After collecting all great feedbacks from peers, I created a list of changes based off the heuristics evaluation, which are mainly related to Use Familiar Metaphors & Language Flexibility, Clean and Functional Design, Freedom, Show Status Recognition Over Recall, Prevent Errors, Error Recovery and Provide Help, and applied them to my prototype.
And then it’s time to make the paper prototype real.
For creating mobile prototype, I’ll recommended this prototyping platform: Justinmind Prototyper. Not only it provide several devices platform you can choose to simulate your prototype (like desktop website, android, ios.), but it suit for either programmer or designer who didn’t have any programing background. It just visualizes every programing stuff into “tap and drag”, which make designers much easier and faster to create a highly interactive prototype instead of spending tons of time in coding.
Prototype Testing
Here’s the link for my first version of my mobile interactive prototype using Justinmind Prototyper. Design is an iterative process, so it still needed to go through several user testing. The following are the 2 stages for testing plan(In person user testing and A/B testing):
In Person User Testing
First thing I did was to develop a testing protocol, which would allow others to conduct the same test in a consistent manner.

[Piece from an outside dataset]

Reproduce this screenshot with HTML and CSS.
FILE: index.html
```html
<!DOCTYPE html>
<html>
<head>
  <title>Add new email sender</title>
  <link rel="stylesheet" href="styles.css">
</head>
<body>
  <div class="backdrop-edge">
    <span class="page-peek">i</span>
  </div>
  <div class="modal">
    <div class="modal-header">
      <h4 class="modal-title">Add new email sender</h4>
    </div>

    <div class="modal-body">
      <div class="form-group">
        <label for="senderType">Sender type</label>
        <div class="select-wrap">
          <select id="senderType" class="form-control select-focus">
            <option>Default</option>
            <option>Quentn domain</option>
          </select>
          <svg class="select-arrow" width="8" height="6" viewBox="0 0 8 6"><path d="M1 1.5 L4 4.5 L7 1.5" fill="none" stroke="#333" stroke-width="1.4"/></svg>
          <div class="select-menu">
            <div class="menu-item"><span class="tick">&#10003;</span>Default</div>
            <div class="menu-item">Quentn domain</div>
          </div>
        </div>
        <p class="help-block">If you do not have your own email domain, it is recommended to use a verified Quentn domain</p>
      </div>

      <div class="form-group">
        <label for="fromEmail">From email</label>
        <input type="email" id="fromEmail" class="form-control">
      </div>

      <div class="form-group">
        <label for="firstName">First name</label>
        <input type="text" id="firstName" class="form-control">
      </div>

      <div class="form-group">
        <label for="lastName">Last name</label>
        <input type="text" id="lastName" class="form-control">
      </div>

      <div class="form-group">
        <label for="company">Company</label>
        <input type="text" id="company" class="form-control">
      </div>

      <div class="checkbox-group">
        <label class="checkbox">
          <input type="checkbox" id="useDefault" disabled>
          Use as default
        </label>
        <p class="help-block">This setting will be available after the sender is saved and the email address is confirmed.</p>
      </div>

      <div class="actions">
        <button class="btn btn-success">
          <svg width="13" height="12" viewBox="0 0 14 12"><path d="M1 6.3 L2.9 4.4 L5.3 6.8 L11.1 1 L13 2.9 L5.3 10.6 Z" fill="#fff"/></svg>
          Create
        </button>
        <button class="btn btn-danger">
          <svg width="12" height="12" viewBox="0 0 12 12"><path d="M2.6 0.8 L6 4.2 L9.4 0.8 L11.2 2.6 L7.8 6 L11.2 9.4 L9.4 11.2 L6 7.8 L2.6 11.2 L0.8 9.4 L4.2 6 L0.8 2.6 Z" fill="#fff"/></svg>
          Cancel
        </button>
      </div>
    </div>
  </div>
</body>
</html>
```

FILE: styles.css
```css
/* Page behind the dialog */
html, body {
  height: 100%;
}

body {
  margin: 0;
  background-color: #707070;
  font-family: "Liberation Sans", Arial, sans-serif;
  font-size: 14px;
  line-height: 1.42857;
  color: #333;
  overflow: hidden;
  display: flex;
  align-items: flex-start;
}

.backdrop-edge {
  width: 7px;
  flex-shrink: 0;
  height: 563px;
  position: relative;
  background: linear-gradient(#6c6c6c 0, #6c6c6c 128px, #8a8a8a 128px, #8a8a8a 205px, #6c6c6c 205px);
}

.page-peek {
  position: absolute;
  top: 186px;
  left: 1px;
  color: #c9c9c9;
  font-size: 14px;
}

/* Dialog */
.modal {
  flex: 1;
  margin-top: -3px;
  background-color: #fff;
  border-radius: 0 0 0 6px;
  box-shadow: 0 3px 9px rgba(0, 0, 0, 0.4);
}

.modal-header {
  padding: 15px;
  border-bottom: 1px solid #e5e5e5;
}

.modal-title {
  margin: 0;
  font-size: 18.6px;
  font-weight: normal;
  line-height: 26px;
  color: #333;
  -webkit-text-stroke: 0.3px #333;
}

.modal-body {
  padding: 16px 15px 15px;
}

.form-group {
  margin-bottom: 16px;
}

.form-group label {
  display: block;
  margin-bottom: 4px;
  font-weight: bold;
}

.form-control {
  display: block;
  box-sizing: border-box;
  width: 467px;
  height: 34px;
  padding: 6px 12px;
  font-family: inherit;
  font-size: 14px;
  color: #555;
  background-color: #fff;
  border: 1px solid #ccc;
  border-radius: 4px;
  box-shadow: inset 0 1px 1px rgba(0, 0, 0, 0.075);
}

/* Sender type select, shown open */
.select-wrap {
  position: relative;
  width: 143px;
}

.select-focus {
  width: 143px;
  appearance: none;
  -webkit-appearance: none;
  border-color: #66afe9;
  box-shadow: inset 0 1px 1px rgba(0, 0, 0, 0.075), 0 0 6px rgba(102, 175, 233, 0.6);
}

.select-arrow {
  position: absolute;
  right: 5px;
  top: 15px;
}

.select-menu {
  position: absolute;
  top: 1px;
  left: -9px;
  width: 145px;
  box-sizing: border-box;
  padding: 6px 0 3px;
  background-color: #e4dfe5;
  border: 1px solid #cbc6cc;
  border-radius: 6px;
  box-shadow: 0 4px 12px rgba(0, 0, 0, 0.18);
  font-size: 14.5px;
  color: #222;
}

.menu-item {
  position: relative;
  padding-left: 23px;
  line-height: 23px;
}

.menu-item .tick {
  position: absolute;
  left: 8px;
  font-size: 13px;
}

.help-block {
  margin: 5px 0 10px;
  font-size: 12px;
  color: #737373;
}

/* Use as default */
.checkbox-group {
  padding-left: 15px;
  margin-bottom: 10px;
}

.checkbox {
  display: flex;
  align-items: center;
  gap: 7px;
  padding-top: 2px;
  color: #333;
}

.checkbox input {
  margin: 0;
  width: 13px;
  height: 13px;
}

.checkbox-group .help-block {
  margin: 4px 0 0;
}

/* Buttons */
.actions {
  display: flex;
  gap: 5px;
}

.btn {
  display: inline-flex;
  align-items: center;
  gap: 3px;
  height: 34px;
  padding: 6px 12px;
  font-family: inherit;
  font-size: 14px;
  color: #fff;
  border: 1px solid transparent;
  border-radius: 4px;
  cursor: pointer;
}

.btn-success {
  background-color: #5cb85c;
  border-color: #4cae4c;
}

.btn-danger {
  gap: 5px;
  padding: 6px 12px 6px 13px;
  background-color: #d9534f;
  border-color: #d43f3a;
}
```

The protocol would include
- Preparation and setup
- The steps & roles for executing the test
- Instruction Script
- How will the observations be recorded
- Debriefing the participant
- Interview questions after user complete tasks
I invited 2 of my colleagues who I expected would use my app (representative testers) to join the user testing. During the testing I’d focus on capturing the breakdown and design opportunities from participants’ feedback, and again made a list of changes for my next design iteration.

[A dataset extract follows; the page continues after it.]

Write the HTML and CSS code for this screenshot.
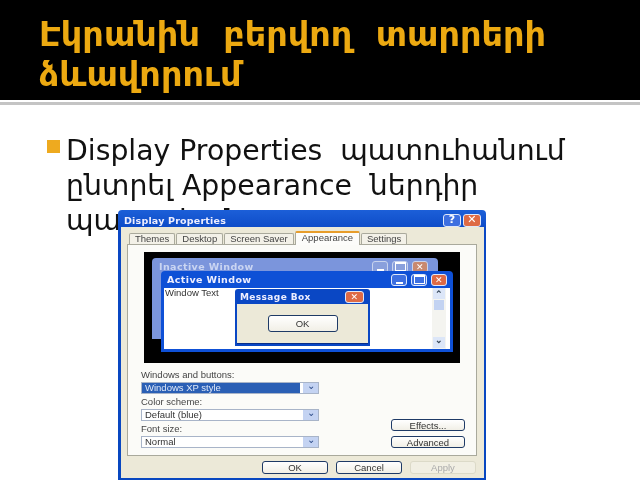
FILE: index.html
```html
<!DOCTYPE html>
<html lang="hy">
<head>
<meta charset="utf-8">
<title>Slide</title>
<link rel="stylesheet" href="styles.css">
</head>
<body>
<header class="head"><h1>Էկրանին  բերվող  տարրերի ձևավորում</h1></header>
<div class="rule"></div>
<main class="content">
<div class="bullet"></div>
<p class="text">Display Properties  պատուհանում ընտրել Appearance  ներդիր պատուհան</p>
</main>
<section class="dialog">
  <div class="titlebar"><span class="dtitle">Display Properties</span><span class="btns"><i class="cap help">?</i><i class="cap close">✕</i></span></div>
  <div class="body">
    <div class="tabs"><span class="tab">Themes</span><span class="tab">Desktop</span><span class="tab">Screen Saver</span><span class="tab on">Appearance</span><span class="tab">Settings</span></div>
    <div class="panel">
      <div class="preview">
        <div class="win inactive"><div class="wt"><span>Inactive Window</span><span class="btns"><i class="cap min"></i><i class="cap max"></i><i class="cap close">✕</i></span></div></div>
        <div class="win active"><div class="wt"><span>Active Window</span><span class="btns"><i class="cap min"></i><i class="cap max"></i><i class="cap close">✕</i></span></div>
          <div class="client"><span>Window Text</span><div class="sb"><b>⌃</b><em></em><b class="down">⌄</b></div></div></div>
        <div class="msg"><div class="wt"><span>Message Box</span><i class="cap close">✕</i></div><div class="msgbody"><span class="btn okm">OK</span></div></div>
      </div>
      <div class="controls">
        <div class="fields">
          <label>Windows and buttons:</label><div class="combo sel"><span>Windows XP style</span><i>⌄</i></div>
          <label>Color scheme:</label><div class="combo"><span>Default (blue)</span><i>⌄</i></div>
          <label>Font size:</label><div class="combo"><span>Normal</span><i>⌄</i></div>
        </div>
        <div class="side"><span class="btn">Effects...</span><span class="btn">Advanced</span></div>
      </div>
    </div>
    <div class="foot"><span class="btn">OK</span><span class="btn">Cancel</span><span class="btn off">Apply</span></div>
  </div>
</section>
</body>
</html>
```
FILE: styles.css
```css
*{box-sizing:border-box}
html,body{margin:0;padding:0}
body{width:640px;height:480px;overflow:hidden;background:#fff;position:relative;font-family:"DejaVu Sans",sans-serif}
.head{height:100px;background:#000;padding:15px 20px 0 39px}
.head h1{margin:0;font:bold 33.5px/40px "DejaVu Sans",sans-serif;color:#eca911;white-space:pre-wrap;width:590px;filter:blur(.4px)}
.rule{height:3px;margin-top:2px;background:#c4c4c4}
.content{display:flex;padding:35px 40px 0 47px;gap:6px}
.bullet{width:13px;height:13px;background:#eeaa1f;flex:none}
.text{margin:-7px 0 0;font-size:28.3px;line-height:35px;color:#111;white-space:pre-wrap;width:540px;filter:blur(.3px)}
.dialog{position:absolute;left:118px;top:210px;width:368px;height:270px;background:linear-gradient(#1c5fd8,#0a47c4 8%,#0847c0);border-radius:4px 4px 0 0;padding:0 2px 2px 3px;display:flex;flex-direction:column;font-family:"Liberation Sans",sans-serif;color:#222;filter:blur(.55px)}
.titlebar{height:17px;flex:none;display:flex;justify-content:space-between;align-items:center;padding:3px 3px 0 3px;color:#eef;font:bold 9.5px "DejaVu Sans",sans-serif;letter-spacing:.2px}
.btns{display:flex;gap:2px}
.cap{display:flex;width:18px;height:13px;border-radius:3px;border:1px solid #dfe8fa;background:#3d6fe0;color:#fff;font:bold 11px/12px "DejaVu Sans",sans-serif;font-style:normal;align-items:center;justify-content:center}
.cap.close{background:#de6a45}
.min::after{content:"";width:7px;height:2px;background:#fff;margin-top:6px}
.max::after{content:"";width:9px;height:6px;border:1px solid #fff;border-top-width:2px}
.body{flex:1;background:#ece9d8;display:flex;flex-direction:column;padding:4px 7px 0 6px;min-height:0}
.tabs{display:flex;height:13px;gap:1px;padding-left:2px;font-size:9.5px;align-items:flex-end;position:relative;z-index:1}
.tab{height:11px;padding:0 5px;background:#f3f1e8;border:1px solid #a9a99c;border-bottom:none;border-radius:2px 2px 0 0;line-height:9px;color:#444}
.tab.on{height:14px;background:#fcfcfa;border-top:2px solid #e79d2b;margin-bottom:-1px;line-height:9px;padding:0 6px}
.panel{height:212px;flex:none;background:#fbfbf8;border:1px solid #a9a99c;padding:7px 16px 0 16px;display:flex;flex-direction:column}
.preview{position:relative;height:111px;background:#000;flex:none}
.win{position:absolute;background:#fff;border-radius:4px 4px 0 0}
.inactive{left:8px;top:6px;width:286px;height:81px;background:#7b95dc;padding:0 7px 3px 4px;color:#cfd9f0}
.active{left:17px;top:19px;width:292px;height:81px;background:#0e50d6;padding:0 3px}
.wt{height:17px;display:flex;justify-content:space-between;align-items:center;font:bold 9.5px "DejaVu Sans",sans-serif;color:#eef;letter-spacing:.4px;padding:0 3px 0 3px}
.inactive .wt{color:#cad5f2}
.wt .cap{width:16px;height:12px;font-size:9px}
.wt .btns{gap:4px}
.inactive .cap{background:#8aa0dc;border-color:#c9d4ee}
.inactive .cap.close{background:#c9896f}
.client{background:#fff;height:61px;display:flex;justify-content:space-between;font-size:9.5px;line-height:9px;color:#333;padding-left:1px}
.sb{width:14px;background:#f4f4f0;display:flex;flex-direction:column;align-items:center;font-size:9px;color:#345;position:relative;margin-right:4px}
.sb b{height:11px;width:12px;background:#dce6f8;line-height:12px;text-align:center}
.sb em{width:10px;height:10px;background:#c3d3f2;margin-top:1px}
.sb .down{position:absolute;bottom:1px;line-height:6px}
.msg{position:absolute;left:91px;top:37px;width:135px;height:57px;background:#0a47c4;padding:0 2px 2px;border-radius:3px 3px 0 0}
.msg .wt{height:15px;font-size:9px}
.msg .cap{width:19px;height:12px;font-size:9px;margin-right:1px}
.msgbody{height:40px;background:#ece9d8;display:flex;align-items:center;justify-content:center;border-bottom:1px solid #0a2f8a}
.btn{display:flex;align-items:center;justify-content:center;width:74px;height:12px;border:1px solid #1e3a66;border-radius:3px;background:linear-gradient(#fff,#f1efe6);font-size:9.5px;color:#333}
.okm{width:70px;height:17px}
.controls{display:flex;justify-content:space-between;align-items:flex-end;padding-top:6px;margin-left:-3px;margin-right:-5px}
.fields{width:178px;display:flex;flex-direction:column;font-size:9.5px}
.fields label{height:13px;line-height:11px;color:#444}
.combo{height:12px;background:#fff;border:1px solid #a8b4c8;display:flex;justify-content:space-between;line-height:10px;padding-left:3px;margin-bottom:2px;color:#333;flex:none}
.combo.sel{padding:0}
.combo.sel span{flex:1;background:#2a5fb5;color:#dfe8f8;padding-left:3px;line-height:10px;margin-right:3px}
.combo i{width:15px;background:#c4d3f2;font-style:normal;text-align:center;line-height:6px;font-size:10px;color:#2a4a88}
.side{display:flex;flex-direction:column;gap:5px;margin-bottom:2px}
.foot{display:flex;justify-content:flex-end;gap:8px;padding:5px 1px 0 0}
.foot .btn{width:66px;height:13px}
.foot .off{background:#f1efe3;border-color:#dcdac8;color:#aaa}
```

In Person User Testing Results Compilation
After the testing I also found some interesting general patterns in people’s behavior:
- People are expecting that all buttons in the same pages should be directly related to the purpose of the page.
- People tend to take both the icon and the text that describe the icon as bounded together and clickable.
- People are expecting that “next step related” buttons should be at right sides, and the buttons at the left side of screen are implying related to “previous step”.
- People don’t like too many buttons in the same page. If it is inevitable to have these amount of buttons, then grouping is important to categorize these buttons to make users much easily to navigate around.
- The layout of the buttons and text should not be like the ads layout, or it’ll let user to less likely click that button.
And these all helped a lot for improving the interface of my prototype.
A/B Testing
The following are the plan for my A/B testing.
Experiment: The button for “Discover” recommended activities should be appeared before or during user adding events?
From the in-person testing, I found that since the “Discover” button was originally designed for recommending activities to users when users have no idea what to do for their night, so the “Discover” button should be put just right up the “add event” icon allowing users to first get some events inspiration before adding their events.
Originally the “Discover” button will appear after users click the “add events” button, which I hypothesized it might make users less likely to click on it since user should already decide what to do. Put the “Discover” button before user adding events could let users more likely to click on it.
So for the A/B test, the A version would be the original design- the “Discover” button would appear during users are adding events, and the B version the users will find the “Discover” button before they are going to create new events.
Based on my hypothesis, the “Discover” button would be clicked more times in the B version than in the A version.

Here I tried UserTesting.com to conduct A/B test. I assigned 2 of participants for version A and the other 2 for version B.
Conclusion for the result of the A/B test
Based on the A/B test conducted, “Discover” button in screen B tends to have more user click than the button in screen A for the following reason:
In Screen A, whenever users want to click on the Discover button, they need to first click the blue “+” button then they can click on the Discover button. However in screen B user would be more easily to click on the Discover button because it just located in the first layer of the add event page. It would be good if more testing samples are involved and analyzed by Chi-square methods to strengthen this conclusion.
However I would apply screen B to redesign my prototype since it match my point of view more. Since my point of view that finally reach this prototype should be designed for both people who are busy at night and who needs inspiration to fulfill their night, separating the 2 buttons in the following manner would fit my point of view more adequately: One of them (the blue “+” button) is to allow user to add events they’ve planned and the other one (the Discover button) is to inspire users what activities they could do.
Fit and Finish
After several changes and polishing based on the previous testing, here comes the final prototype of Chronos.
URL: https://www.justinmind.com/usernote/tests/28999238/31727626/31727628/index.html
Some key screenshots are shown as below:




The Overall Reflection for this Design Project
From the user needs aspects, most scheduling related apps are making user to plan their schedule in a negative way, i.e. users just need to plan their life by their own. However Chronos provide a more positive way to help users to plan their schedule. Users can not only add their planned tasks, but discover what they can do recommended by Chronos based on what they are interested in. Another positive way is that Chronos provide an “Events Count Down” feature which let users can stick on their schedule if they want to.
From the marketing aspects, the “Discover Page” in Chronos is actually inspired by a Taiwanese events ticketing website Accupass, so for the stretched scenario is that the Ads/Commercial promotion could be integrated into “Discover Page”, for example let users to directly book an event ticket in the “Discover Page” and it would be automatically added to the users’ schedule.
Finally although Chronos is an app that is designed for users to plan their night life, the scenario will not be limited to scheduling night time, it can be scaled up to planning daily life. This is what this design project could be focus on next, and pivot to the new point of view for the further development in the future.